Research involves countless hours of interviews, observations, and note-taking. If you're still manually transcribing interviews or struggling to capture thoughts quickly during fieldwork, you're spending valuable time on mechanical tasks instead of analysis and insights.
Voice-to-text technology has evolved dramatically, especially with local AI models that keep your sensitive research data completely private. Modern transcription tools can transform how you collect, organize, and process research data—without compromising confidentiality or requiring internet connectivity.
Let's explore how researchers across disciplines are using voice-to-text to streamline their workflow and focus more time on what matters: understanding their data.
Why Researchers Need Specialized Voice-to-Text Solutions
Research transcription has unique requirements that standard dictation tools often miss. You're dealing with sensitive data, varied audio quality, specialized terminology, and often working in locations without reliable internet.

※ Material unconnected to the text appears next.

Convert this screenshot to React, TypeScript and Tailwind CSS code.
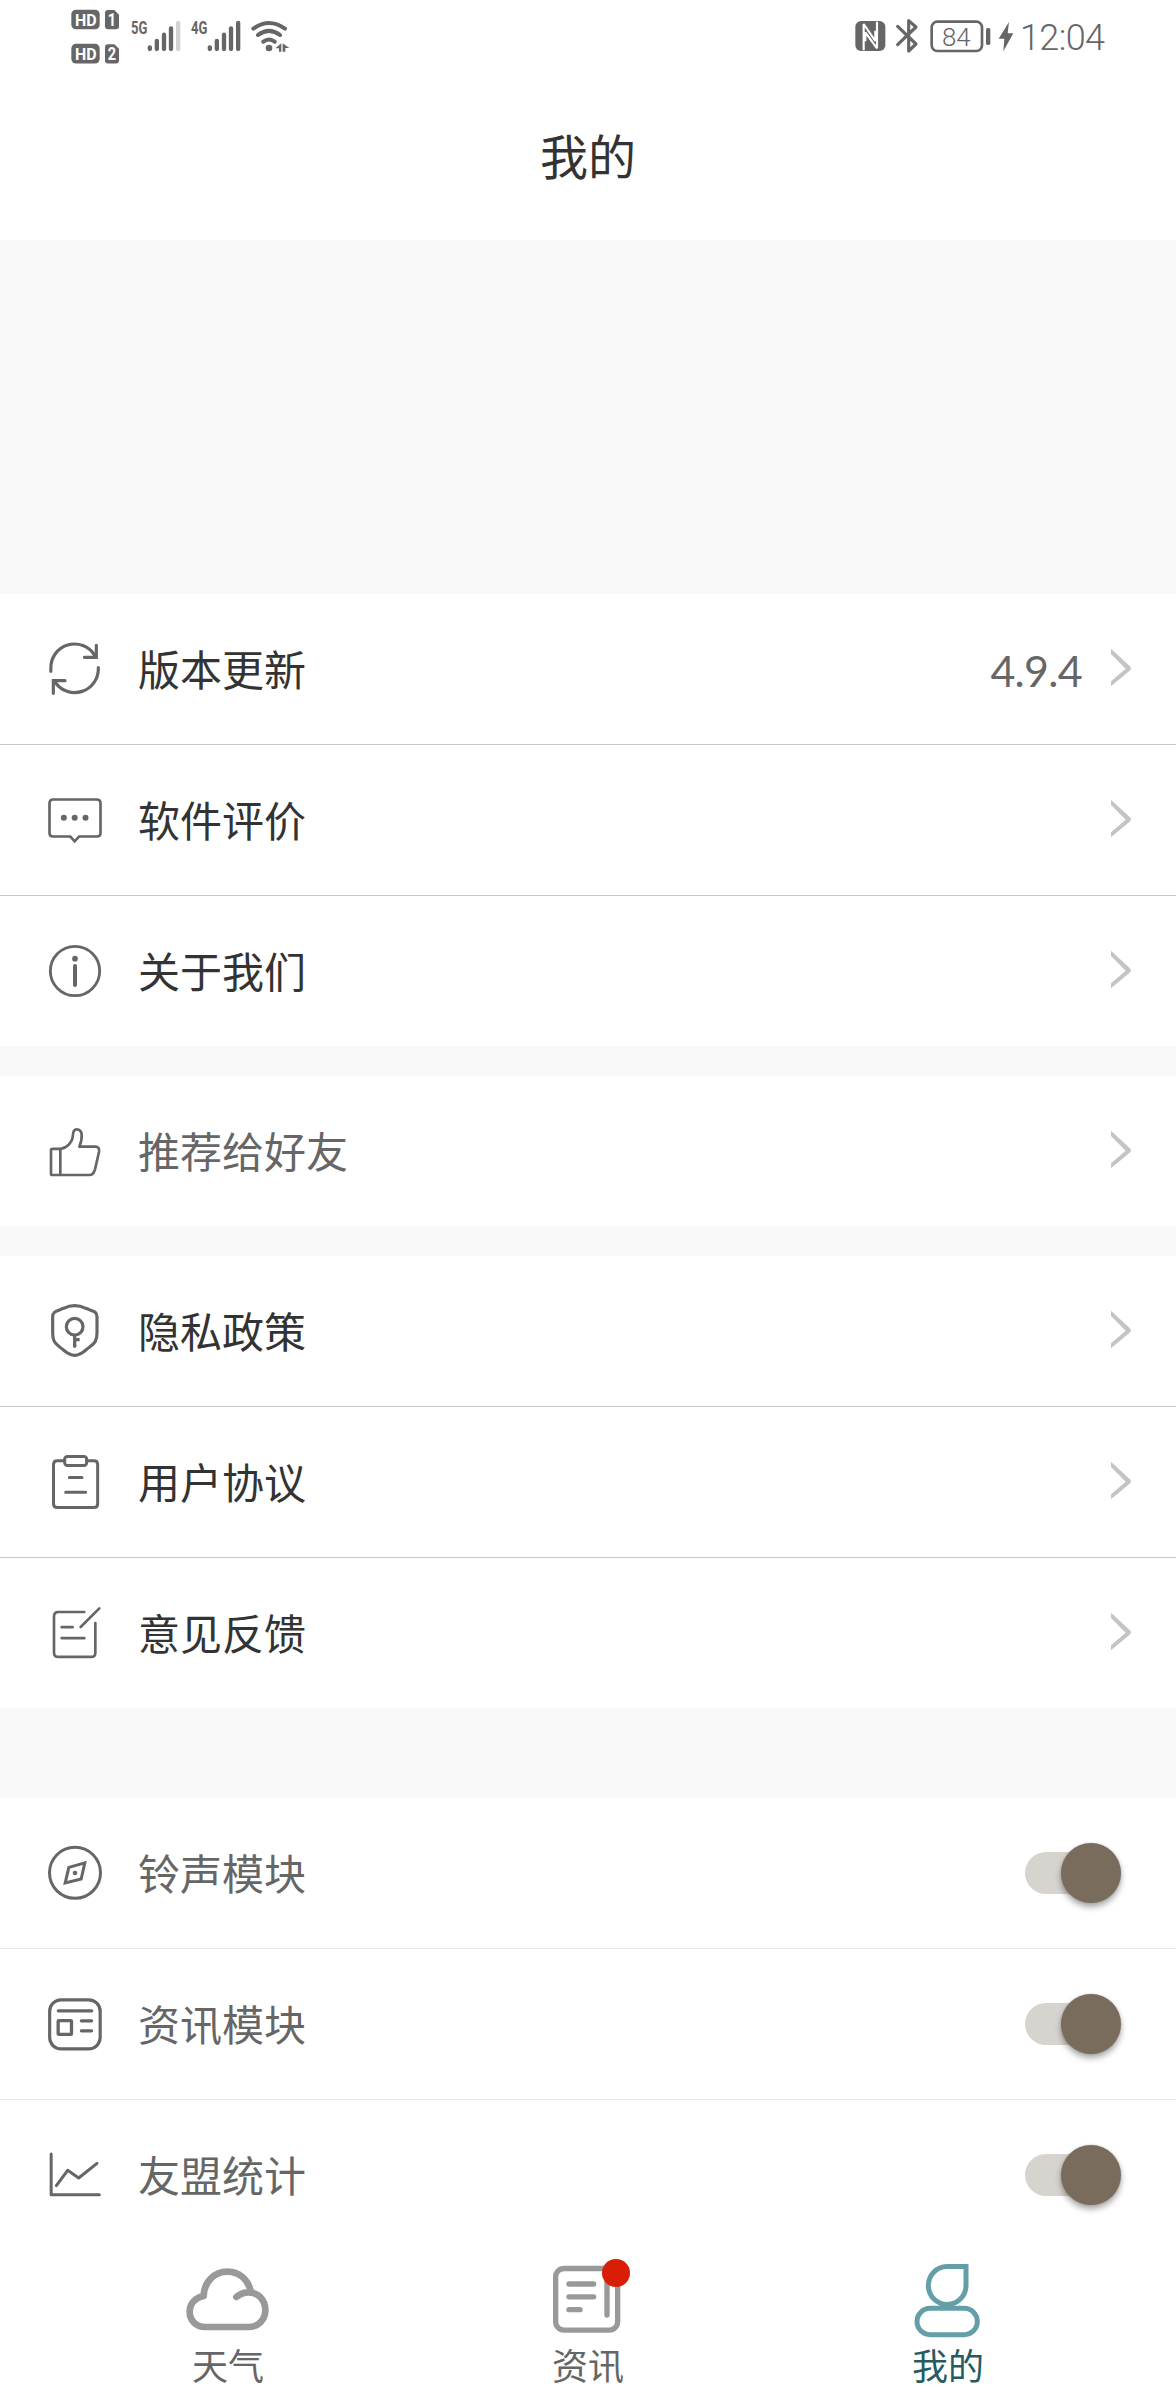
import type { ReactNode } from 'react';

function RowIcon({ box, w = 8, children }: { box: string; w?: number; children: ReactNode }) {
  return (
    <svg
      className="h-[60px] w-[60px] shrink-0 text-[#666]"
      viewBox={box}
      fill="none"
      stroke="currentColor"
      strokeWidth={w}
      strokeLinecap="round"
      strokeLinejoin="round"
    >
      {children}
    </svg>
  );
}

const icons: Record<string, ReactNode> = {
  update: (
    <RowIcon box="75 177 180 180" w={9.5}>
      <path d="M92.500 274V266A71 71 0 0 1 224 226M235 263V267A71 71 0 0 1 107 309" />
      <path d="M229 196V232H193M100 340V302H135" strokeLinejoin="miter" />
    </RowIcon>
  ),
  review: (
    <RowIcon box="75 630 180 180" w={8}>
      <path d="M100 658.500H230Q241.500 658.500 241.500 670V758Q241.500 769.500 230 769.500H177L164 784L151 769.500H100Q88.500 769.500 88.500 758V670Q88.500 658.500 100 658.500Z" strokeLinejoin="miter" />
      <g fill="currentColor" stroke="none">
        <circle cx="131.500" cy="713.500" r="9" />
        <circle cx="164" cy="713.500" r="9" />
        <circle cx="196.500" cy="713.500" r="9" />
      </g>
    </RowIcon>
  ),
  about: (
    <RowIcon box="75 1083 180 180" w={8.5}>
      <circle cx="165" cy="1173" r="74" />
      <path d="M165 1158V1215" strokeWidth="12" />
      <circle cx="165" cy="1136" r="8.500" fill="currentColor" stroke="none" />
    </RowIcon>
  ),
  share: (
    <RowIcon box="75 213 180 180" w={8}>
      <path d="M97 296.500H122C139 294 157 279 158.500 257C159 243 162 238 170 238C179 238 184 243 185 254C186 266 184 276 178 290H226C235 290 239 296 237 306L225 358C222 369 219 375 208 375H97Q93 375 93 371V300Q93 296.500 97 296.500Z" />
      <path d="M121 297V374" />
    </RowIcon>
  ),
  privacy: (
    <RowIcon box="75 753 180 180" w={9.5}>
      <path d="M164 767C178 767 187 770 197 775C218 783 231 783 231 801V850C231 872 224 880 208 892C190 905 184 916 164 916C144 916 138 905 120 892C104 880 98 872 98 850V801C98 783 111 783 131 775C141 770 150 767 164 767Z" />
      <circle cx="164" cy="830" r="25" />
      <path d="M164 855V890M164 869H179" strokeLinecap="butt" />
      <path d="M164 884V889" />
    </RowIcon>
  ),
  terms: (
    <RowIcon box="75 186 180 180" w={9}>
      <path d="M134 212.500H112Q100.500 212.500 100.500 224V341Q100.500 352.500 112 352.500H222Q233 352.500 233 341V224Q233 212.500 222 212.500H200" />
      <rect x="134" y="199.500" width="66" height="27" rx="8" />
      <path d="M148 262.500H186M137 306.500H197" />
    </RowIcon>
  ),
  feedback: (
    <RowIcon box="75 639 180 180" w={8}>
      <path d="M193 666H115Q102 666 102 679V788Q102 800.500 115 800.500H214Q226 800.500 226 788V699" />
      <path d="M182 711L238 655M125 711.500H158M125 744.500H193" />
    </RowIcon>
  ),
  ring: (
    <RowIcon box="75 189 180 180" w={9}>
      <circle cx="165" cy="278.500" r="76.500" />
      <path d="M194.500 248.500L146.500 262L135.500 309L183.500 297Z" strokeLinejoin="miter" strokeWidth="9" />
      <circle cx="165" cy="279" r="7" fill="currentColor" stroke="none" />
    </RowIcon>
  ),
  news: (
    <RowIcon box="75 642 180 180" w={9.5}>
      <rect x="89" y="659.500" width="151.500" height="147" rx="34" />
      <path d="M115 692.500H215" strokeWidth="10" />
      <rect x="114.500" y="722" width="40" height="41" rx="2" strokeWidth="10" />
      <path d="M184 722.500H215M184 752.500H215" />
    </RowIcon>
  ),
  stats: (
    <RowIcon box="75 1095 180 180" w={9}>
      <path d="M93.500 1122V1244H238M109 1217L143 1171L176 1194L231 1150" />
    </RowIcon>
  ),
};

function Chevron() {
  return (
    <svg className="h-[42px] w-[22px] text-[#c4c4c4]" viewBox="450 204 66 126" fill="currentColor">
      <path d="M453 206L509 258Q517 265 509 272L453 319V304L497 266L453 222Z" />
    </svg>
  );
}

function Switch() {
  return (
    <div className="relative mr-[11px] mb-px flex h-[60px] w-24 items-center">
      <div className="h-[42px] w-[84px] rounded-full bg-[#d7d3ce]" />
      <div className="absolute right-0 top-0 h-[60px] w-[60px] rounded-full bg-[#796c5c] shadow-[0_4px_6px_rgba(0,0,0,0.35),0_0_2px_rgba(0,0,0,0.2)]" />
    </div>
  );
}

type Item = { icon: string; label: string; value?: string; muted?: boolean; toggle?: boolean };

function Row({ icon, label, value, muted, toggle }: Item) {
  return (
    <div className="flex h-[150px] items-center pl-[45px] pr-11">
      {icons[icon]}
      <span className={`mb-0.5 ml-[33px] flex-1 text-[42px] leading-[60px] ${muted ? 'text-[#666]' : 'text-[#333]'}`}>
        {label}
      </span>
      {value && (
        <span className="mr-7 mt-1 font-['Lato'] text-[43px] leading-[60px] tracking-[-0.7px] text-[#666]">{value}</span>
      )}
      {toggle ? <Switch /> : <Chevron />}
    </div>
  );
}

function Group({ items, light }: { items: Item[]; light?: boolean }) {
  return (
    <section className={`divide-y bg-white ${light ? 'divide-[#e9e9e9]' : 'divide-[#c6c6c6]'}`}>
      {items.map((item) => (
        <div key={item.label}>
          <Row {...item} />
        </div>
      ))}
    </section>
  );
}

const condensed = { fontFamily: 'Roboto, sans-serif', fontWeight: 700 };

function Signal({ label, last }: { label: string; last: string }) {
  return (
    <svg className="h-[35px] w-[52px]" viewBox="240 54 156 105" fill="none" stroke="#666" strokeWidth="13" strokeLinecap="round">
      <text x="243" y="102" fontSize="56" textLength="49" lengthAdjust="spacingAndGlyphs" fill="#666" stroke="none" style={condensed}>
        {label}
      </text>
      <path d="M299.500 142V147M320.500 123V147M342 104V147M363 85V147" />
      <path d="M384.500 69V147" stroke={last} />
    </svg>
  );
}

function SimCards() {
  return (
    <svg className="h-14 w-[50px]" viewBox="60 24 150 168" fill="#666">
      {[0, 102.5].map((dy, i) => (
        <g key={dy} transform={`translate(0 ${dy})`}>
          <rect x="64" y="29" width="85" height="59" rx="14" />
          <text x="75" y="77" fontSize="52" textLength="65" lengthAdjust="spacingAndGlyphs" fill="#fff" style={condensed}>
            HD
          </text>
          <path d="M174 30H193L207 44V79Q207 88 198 88H174Q165 88 165 79V39Q165 30 174 30Z" />
          <text x="173" y="79" fontSize="54" textLength="25" lengthAdjust="spacingAndGlyphs" fill="#fff" style={condensed}>
            {i + 1}
          </text>
        </g>
      ))}
    </svg>
  );
}

function StatusBar() {
  return (
    <div className="flex h-[75px] items-start justify-between pl-[70px] pr-[70px] pt-2">
      <div className="flex">
        <SimCards />
        <div className="ml-2.5 mt-2.5 flex gap-2">
          <Signal label="5G" last="#d2d2d2" />
          <Signal label="4G" last="#666" />
          <svg className="h-[35px] w-10" viewBox="600 54 120 105" fill="none" stroke="#666" strokeWidth="12" strokeLinecap="round">
            <path d="M610 86Q657 52 705 86M624 105Q657 80 690 105M640 125Q657 112 674 125" />
            <circle cx="657" cy="144" r="10" fill="#666" stroke="none" />
            <path d="M676 145L694 130V155H687V145ZM698 130L718 144H706V155H698Z" fill="#666" stroke="none" />
          </svg>
        </div>
      </div>
      <div className="mt-2.5 flex h-9 items-center">
        <svg className="h-9 w-8" viewBox="45 54 96 108">
          <rect x="46" y="63" width="90" height="90" rx="17" fill="#666" />
          <path
            d="M71 151V72L106 123V92M111 65V145L76 97V124"
            fill="none"
            stroke="#fff"
            strokeWidth="6.500"
            strokeLinejoin="bevel"
          />
        </svg>
        <svg className="ml-2 h-9 w-6" viewBox="165 54 72 108" fill="none" stroke="#666" strokeWidth="9.500" strokeLinejoin="round" strokeLinecap="round">
          <path d="M173 79L228 132L206 153V62L228 81L173 134" />
        </svg>
        <svg className="ml-[11px] h-9 w-[62px]" viewBox="270 54 186 108">
          <rect x="275" y="65" width="151" height="88" rx="17" fill="none" stroke="#666" strokeWidth="8" />
          <rect x="438" y="84" width="13" height="51" rx="5" fill="#666" />
          <text x="306" y="137" fontSize="77" textLength="86" lengthAdjust="spacingAndGlyphs" fill="#666" style={{ fontFamily: 'Roboto, sans-serif', fontWeight: 300 }}>
            84
          </text>
        </svg>
        <svg className="ml-1.5 h-9 w-4" viewBox="474 54 48 108">
          <path d="M507 66L476 116H493L490 154L520 100H503Z" fill="#666" />
        </svg>
        <span className="ml-[6px] mt-1 w-[86px] whitespace-nowrap font-['Roboto'] text-[36px] font-light leading-9 tracking-[-0.6px] text-[#666]">
          12:04
        </span>
      </div>
    </div>
  );
}

function Tab({ label, active, children, dot }: { label: string; active?: boolean; dot?: boolean; children: ReactNode }) {
  return (
    <div className="flex w-[360px] flex-col items-center pt-2">
      <div className="relative">
        {children}
        {dot && <span className="absolute left-[64px] top-[1px] h-7 w-7 rounded-full bg-[#d81e06]" />}
      </div>
      <span className={`text-[36px] leading-[52px] ${active ? 'text-[#265c60]' : 'text-[#666]'}`}>{label}</span>
    </div>
  );
}

export default function App() {
  return (
    <div
      lang="zh-CN"
      className="flex h-[2400px] w-[1176px] flex-col overflow-hidden bg-[#f9f9f9] font-['Noto_Sans_CJK_SC',sans-serif]"
    >
      <header className="h-60 bg-white">
        <StatusBar />
        <h1 className="mt-11 text-center text-[48px] leading-[70px] text-[#333]">我的</h1>
      </header>

      <main className="mt-[354px] flex flex-col">
        <Group
          items={[
            { icon: 'update', label: '版本更新', value: '4.9.4' },
            { icon: 'review', label: '软件评价' },
            { icon: 'about', label: '关于我们' },
          ]}
        />
        <div className="my-[30px]">
          <Group items={[{ icon: 'share', label: '推荐给好友', muted: true }]} />
        </div>
        <Group
          items={[
            { icon: 'privacy', label: '隐私政策' },
            { icon: 'terms', label: '用户协议' },
            { icon: 'feedback', label: '意见反馈' },
          ]}
        />
        <div className="mt-[90px]">
          <Group
            light
            items={[
              { icon: 'ring', label: '铃声模块', muted: true, toggle: true },
              { icon: 'news', label: '资讯模块', muted: true, toggle: true },
              { icon: 'stats', label: '友盟统计', muted: true, toggle: true },
            ]}
          />
        </div>
      </main>

      <nav className="flex h-[150px] justify-center bg-white">
        <Tab label="天气">
          <svg className="h-20 w-[100px]" viewBox="84 84 300 240" fill="none" stroke="#999" strokeWidth="20" strokeLinecap="round">
            <path d="M161 198C162 156 193 125 232 125C267 125 295 148 302 184M161 198C137 202 119 220 119 245C119 271 139 291 164 291H296C325 291 346 269 346 240C346 210 324 187 296 187C281 187 270 192 259 201" />
          </svg>
        </Tab>
        <Tab label="资讯" dot>
          <svg className="h-20 w-[100px]" viewBox="54 84 300 240" fill="none" stroke="#999" strokeWidth="16" strokeLinecap="round">
            <rect x="107" y="115.500" width="186" height="185" rx="25" />
            <path d="M147 162H221M147 200.500H221M147 239H180M261 150V255" />
          </svg>
        </Tab>
        <Tab label="我的" active>
          <svg className="h-20 w-[100px]" viewBox="54 84 300 240" fill="none" stroke="#649ea8" strokeWidth="15">
            <path d="M201 109.500H258V166A56.500 57 0 1 1 201 109.500Z" />
            <rect x="111" y="235" width="181" height="79" rx="39.500" />
          </svg>
        </Tab>
      </nav>
    </div>
  );
}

Traditional transcription challenges:
- Manual transcription takes 4-6 hours per hour of audio
- Cloud services raise privacy and ethics concerns
- Poor audio quality from field recordings
- Multiple speakers in focus groups or interviews
- Technical jargon and domain-specific terms
- Need for verbatim accuracy in qualitative research
Academic and professional researchers also face institutional requirements around data handling. Many IRBs now require explicit disclosure when using cloud-based transcription services, adding complexity to your ethics applications.
Local voice-to-text solutions address these challenges by processing everything on your device. No data leaves your computer, no internet is required, and you maintain complete control over sensitive research materials.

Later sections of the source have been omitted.